**** Collected material
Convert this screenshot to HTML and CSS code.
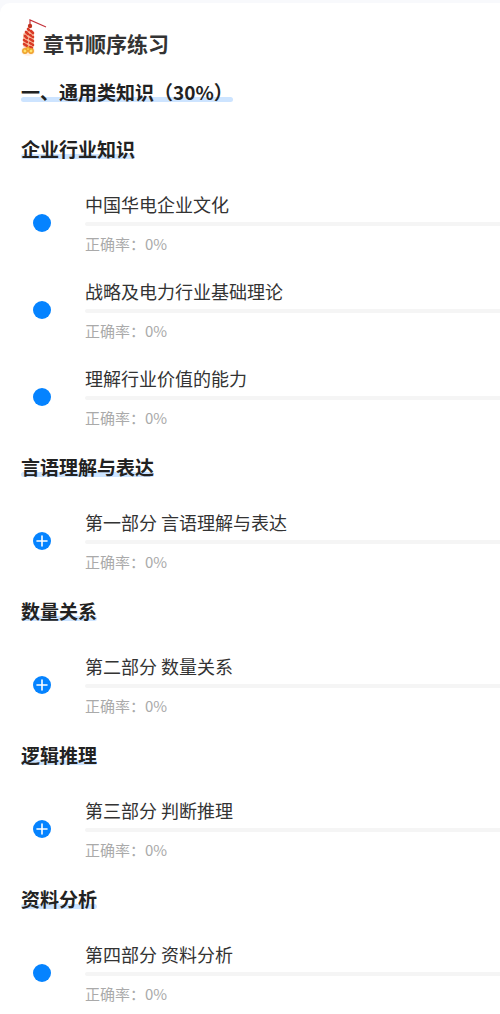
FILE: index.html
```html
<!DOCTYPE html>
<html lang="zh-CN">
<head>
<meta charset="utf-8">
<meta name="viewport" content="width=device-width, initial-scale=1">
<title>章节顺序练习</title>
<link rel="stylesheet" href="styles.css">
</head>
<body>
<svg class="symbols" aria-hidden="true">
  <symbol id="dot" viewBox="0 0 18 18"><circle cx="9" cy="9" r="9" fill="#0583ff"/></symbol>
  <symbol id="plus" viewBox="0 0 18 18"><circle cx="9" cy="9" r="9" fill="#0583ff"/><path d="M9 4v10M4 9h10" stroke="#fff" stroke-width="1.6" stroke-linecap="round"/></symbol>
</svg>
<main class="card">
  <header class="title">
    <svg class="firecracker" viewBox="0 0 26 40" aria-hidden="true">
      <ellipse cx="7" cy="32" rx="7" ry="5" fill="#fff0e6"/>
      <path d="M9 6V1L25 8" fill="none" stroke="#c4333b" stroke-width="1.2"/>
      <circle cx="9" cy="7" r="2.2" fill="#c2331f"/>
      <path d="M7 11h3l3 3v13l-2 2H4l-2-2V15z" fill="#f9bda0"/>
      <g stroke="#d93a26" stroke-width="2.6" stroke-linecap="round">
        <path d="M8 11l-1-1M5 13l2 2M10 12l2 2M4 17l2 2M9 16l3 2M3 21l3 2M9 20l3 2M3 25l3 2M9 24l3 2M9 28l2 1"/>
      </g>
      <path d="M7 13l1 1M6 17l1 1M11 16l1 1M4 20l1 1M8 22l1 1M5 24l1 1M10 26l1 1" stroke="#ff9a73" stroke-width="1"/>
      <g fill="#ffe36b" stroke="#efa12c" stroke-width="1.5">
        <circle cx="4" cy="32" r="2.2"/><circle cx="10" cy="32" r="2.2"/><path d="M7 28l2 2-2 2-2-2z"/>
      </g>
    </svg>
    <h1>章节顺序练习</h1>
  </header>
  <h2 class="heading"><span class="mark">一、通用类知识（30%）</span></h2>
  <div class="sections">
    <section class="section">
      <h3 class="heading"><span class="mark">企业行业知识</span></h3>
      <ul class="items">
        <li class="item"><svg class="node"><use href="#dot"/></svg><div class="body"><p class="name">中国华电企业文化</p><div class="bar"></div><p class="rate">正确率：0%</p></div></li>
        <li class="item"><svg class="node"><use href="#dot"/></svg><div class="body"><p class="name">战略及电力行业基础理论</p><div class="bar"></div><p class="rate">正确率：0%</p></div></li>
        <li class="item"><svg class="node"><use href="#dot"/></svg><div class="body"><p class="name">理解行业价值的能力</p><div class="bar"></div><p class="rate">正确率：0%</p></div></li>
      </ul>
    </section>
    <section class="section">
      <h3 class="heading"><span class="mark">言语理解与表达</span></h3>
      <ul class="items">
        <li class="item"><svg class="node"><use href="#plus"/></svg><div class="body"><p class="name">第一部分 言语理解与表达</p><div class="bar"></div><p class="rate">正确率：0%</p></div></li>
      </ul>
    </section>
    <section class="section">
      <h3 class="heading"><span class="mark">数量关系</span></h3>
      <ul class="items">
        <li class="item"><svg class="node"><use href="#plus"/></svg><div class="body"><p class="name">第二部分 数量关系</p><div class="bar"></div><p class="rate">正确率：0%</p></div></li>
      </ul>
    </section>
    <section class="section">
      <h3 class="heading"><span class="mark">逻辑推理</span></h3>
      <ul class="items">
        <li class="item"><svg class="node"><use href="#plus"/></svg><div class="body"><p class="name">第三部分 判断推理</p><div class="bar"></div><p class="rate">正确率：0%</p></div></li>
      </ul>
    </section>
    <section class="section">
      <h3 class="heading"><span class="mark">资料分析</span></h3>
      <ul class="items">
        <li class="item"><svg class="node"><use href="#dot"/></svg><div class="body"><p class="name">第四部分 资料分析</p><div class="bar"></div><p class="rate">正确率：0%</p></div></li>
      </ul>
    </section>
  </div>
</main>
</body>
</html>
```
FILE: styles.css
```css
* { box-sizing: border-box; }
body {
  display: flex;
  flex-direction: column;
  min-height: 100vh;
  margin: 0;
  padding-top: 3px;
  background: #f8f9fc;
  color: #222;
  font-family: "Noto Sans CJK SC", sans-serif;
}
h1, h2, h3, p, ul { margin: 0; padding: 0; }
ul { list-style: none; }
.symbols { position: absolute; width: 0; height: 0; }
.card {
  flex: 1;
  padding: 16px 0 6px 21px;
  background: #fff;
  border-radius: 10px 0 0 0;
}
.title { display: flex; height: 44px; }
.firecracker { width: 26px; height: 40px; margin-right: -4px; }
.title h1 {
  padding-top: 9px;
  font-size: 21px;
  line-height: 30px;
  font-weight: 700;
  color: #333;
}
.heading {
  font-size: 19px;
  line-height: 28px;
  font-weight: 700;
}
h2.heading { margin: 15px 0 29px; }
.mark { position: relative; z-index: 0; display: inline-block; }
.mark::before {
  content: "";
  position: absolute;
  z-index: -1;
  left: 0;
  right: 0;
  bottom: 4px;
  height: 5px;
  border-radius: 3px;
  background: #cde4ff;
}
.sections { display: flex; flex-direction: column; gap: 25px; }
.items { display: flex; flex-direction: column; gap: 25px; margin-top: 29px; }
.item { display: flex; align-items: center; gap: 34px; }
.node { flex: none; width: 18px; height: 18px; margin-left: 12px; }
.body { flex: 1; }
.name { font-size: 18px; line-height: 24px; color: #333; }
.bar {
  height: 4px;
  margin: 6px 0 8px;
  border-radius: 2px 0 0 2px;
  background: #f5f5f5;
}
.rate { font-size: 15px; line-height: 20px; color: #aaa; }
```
********
Short problem: Leave out the pictures and retype every line above exactly.

Task solution:
Convert this screenshot to HTML and CSS code.
FILE: index.html
```html
<!DOCTYPE html>
<html lang="zh-CN">
<head>
<meta charset="utf-8">
<meta name="viewport" content="width=device-width, initial-scale=1">
<title>章节顺序练习</title>
<link rel="stylesheet" href="styles.css">
</head>
<body>
<svg class="symbols" aria-hidden="true">
  <symbol id="dot" viewBox="0 0 18 18"><circle cx="9" cy="9" r="9" fill="#0583ff"/></symbol>
  <symbol id="plus" viewBox="0 0 18 18"><circle cx="9" cy="9" r="9" fill="#0583ff"/><path d="M9 4v10M4 9h10" stroke="#fff" stroke-width="1.6" stroke-linecap="round"/></symbol>
</svg>
<main class="card">
  <header class="title">
    <svg class="firecracker" viewBox="0 0 26 40" aria-hidden="true">
      <ellipse cx="7" cy="32" rx="7" ry="5" fill="#fff0e6"/>
      <path d="M9 6V1L25 8" fill="none" stroke="#c4333b" stroke-width="1.2"/>
      <circle cx="9" cy="7" r="2.2" fill="#c2331f"/>
      <path d="M7 11h3l3 3v13l-2 2H4l-2-2V15z" fill="#f9bda0"/>
      <g stroke="#d93a26" stroke-width="2.6" stroke-linecap="round">
        <path d="M8 11l-1-1M5 13l2 2M10 12l2 2M4 17l2 2M9 16l3 2M3 21l3 2M9 20l3 2M3 25l3 2M9 24l3 2M9 28l2 1"/>
      </g>
      <path d="M7 13l1 1M6 17l1 1M11 16l1 1M4 20l1 1M8 22l1 1M5 24l1 1M10 26l1 1" stroke="#ff9a73" stroke-width="1"/>
      <g fill="#ffe36b" stroke="#efa12c" stroke-width="1.5">
        <circle cx="4" cy="32" r="2.2"/><circle cx="10" cy="32" r="2.2"/><path d="M7 28l2 2-2 2-2-2z"/>
      </g>
    </svg>
    <h1>章节顺序练习</h1>
  </header>
  <h2 class="heading"><span class="mark">一、通用类知识（30%）</span></h2>
  <div class="sections">
    <section class="section">
      <h3 class="heading"><span class="mark">企业行业知识</span></h3>
      <ul class="items">
        <li class="item"><svg class="node"><use href="#dot"/></svg><div class="body"><p class="name">中国华电企业文化</p><div class="bar"></div><p class="rate">正确率：0%</p></div></li>
        <li class="item"><svg class="node"><use href="#dot"/></svg><div class="body"><p class="name">战略及电力行业基础理论</p><div class="bar"></div><p class="rate">正确率：0%</p></div></li>
        <li class="item"><svg class="node"><use href="#dot"/></svg><div class="body"><p class="name">理解行业价值的能力</p><div class="bar"></div><p class="rate">正确率：0%</p></div></li>
      </ul>
    </section>
    <section class="section">
      <h3 class="heading"><span class="mark">言语理解与表达</span></h3>
      <ul class="items">
        <li class="item"><svg class="node"><use href="#plus"/></svg><div class="body"><p class="name">第一部分 言语理解与表达</p><div class="bar"></div><p class="rate">正确率：0%</p></div></li>
      </ul>
    </section>
    <section class="section">
      <h3 class="heading"><span class="mark">数量关系</span></h3>
      <ul class="items">
        <li class="item"><svg class="node"><use href="#plus"/></svg><div class="body"><p class="name">第二部分 数量关系</p><div class="bar"></div><p class="rate">正确率：0%</p></div></li>
      </ul>
    </section>
    <section class="section">
      <h3 class="heading"><span class="mark">逻辑推理</span></h3>
      <ul class="items">
        <li class="item"><svg class="node"><use href="#plus"/></svg><div class="body"><p class="name">第三部分 判断推理</p><div class="bar"></div><p class="rate">正确率：0%</p></div></li>
      </ul>
    </section>
    <section class="section">
      <h3 class="heading"><span class="mark">资料分析</span></h3>
      <ul class="items">
        <li class="item"><svg class="node"><use href="#dot"/></svg><div class="body"><p class="name">第四部分 资料分析</p><div class="bar"></div><p class="rate">正确率：0%</p></div></li>
      </ul>
    </section>
  </div>
</main>
</body>
</html>
```
FILE: styles.css
```css
* { box-sizing: border-box; }
body {
  display: flex;
  flex-direction: column;
  min-height: 100vh;
  margin: 0;
  padding-top: 3px;
  background: #f8f9fc;
  color: #222;
  font-family: "Noto Sans CJK SC", sans-serif;
}
h1, h2, h3, p, ul { margin: 0; padding: 0; }
ul { list-style: none; }
.symbols { position: absolute; width: 0; height: 0; }
.card {
  flex: 1;
  padding: 16px 0 6px 21px;
  background: #fff;
  border-radius: 10px 0 0 0;
}
.title { display: flex; height: 44px; }
.firecracker { width: 26px; height: 40px; margin-right: -4px; }
.title h1 {
  padding-top: 9px;
  font-size: 21px;
  line-height: 30px;
  font-weight: 700;
  color: #333;
}
.heading {
  font-size: 19px;
  line-height: 28px;
  font-weight: 700;
}
h2.heading { margin: 15px 0 29px; }
.mark { position: relative; z-index: 0; display: inline-block; }
.mark::before {
  content: "";
  position: absolute;
  z-index: -1;
  left: 0;
  right: 0;
  bottom: 4px;
  height: 5px;
  border-radius: 3px;
  background: #cde4ff;
}
.sections { display: flex; flex-direction: column; gap: 25px; }
.items { display: flex; flex-direction: column; gap: 25px; margin-top: 29px; }
.item { display: flex; align-items: center; gap: 34px; }
.node { flex: none; width: 18px; height: 18px; margin-left: 12px; }
.body { flex: 1; }
.name { font-size: 18px; line-height: 24px; color: #333; }
.bar {
  height: 4px;
  margin: 6px 0 8px;
  border-radius: 2px 0 0 2px;
  background: #f5f5f5;
}
.rate { font-size: 15px; line-height: 20px; color: #aaa; }
```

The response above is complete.